Learning experiences are potent modulators of adult hippocampal
neurogenesis (AHN). However, the vast majority of findings on the
learning-induced regulation of AHN derive from aversively-motivated
tasks, mainly the water maze paradigm, in which stress is a confounding
factor that affects the AHN outcome. Currently, little is known regarding
the effect of appetitively-motivated training on AHN. Hence we studied
how spatial learning to find food rewards in a hole-board maze modulates
AHN (cell proliferation and immature neurons) and AHN-related hippocampal
neuroplasticity markers (BDNF, IGF-II and CREB phosphorylation) in mice.

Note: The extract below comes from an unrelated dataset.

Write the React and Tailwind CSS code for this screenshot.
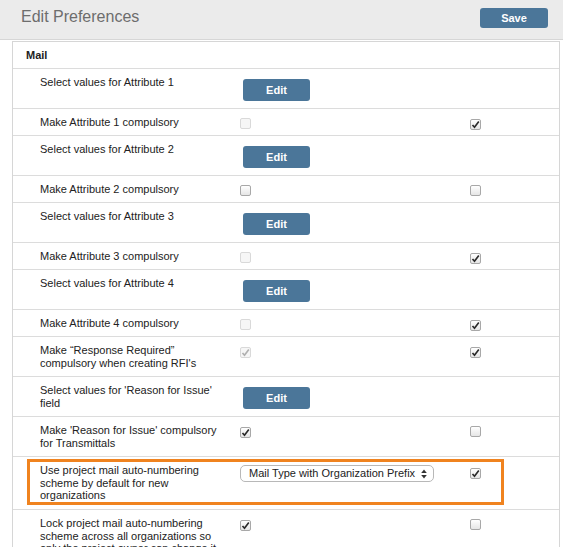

The 'Trained' mice were tested for both spatial reference and working
memory and compared to 'Pseudotrained' mice (exposed to different baited
holes in each session, thus avoiding the reference memory component of
the task) and 'Control' mice (exposed to the maze without rewards). In
contrast to Pseudotrained and Control mice, Trained mice reduced the
number of proliferating hippocampal cells but they notably increased
their population of immature neurons assessed by immunohistochemistry.
This evidence shows that hole-board spatial reference learning diminishes
cell proliferation in favor of enhancing young neurons' survival.
Interestingly, the enhanced AHN in the Trained mice (specifically in the
suprapyramidal blade) positively correlated with their reference memory
performance, but not with their working memory. Furthermore, the Trained
animals increased the hippocampal protein expression of all the
neuroplasticity markers analyzed by western blot. Results show that the
appetitively-motivated hole-board task is an useful paradigm to
potentiate and/or investigate AHN and hippocampal plasticity minimizing
aversive variables such as fear or stress.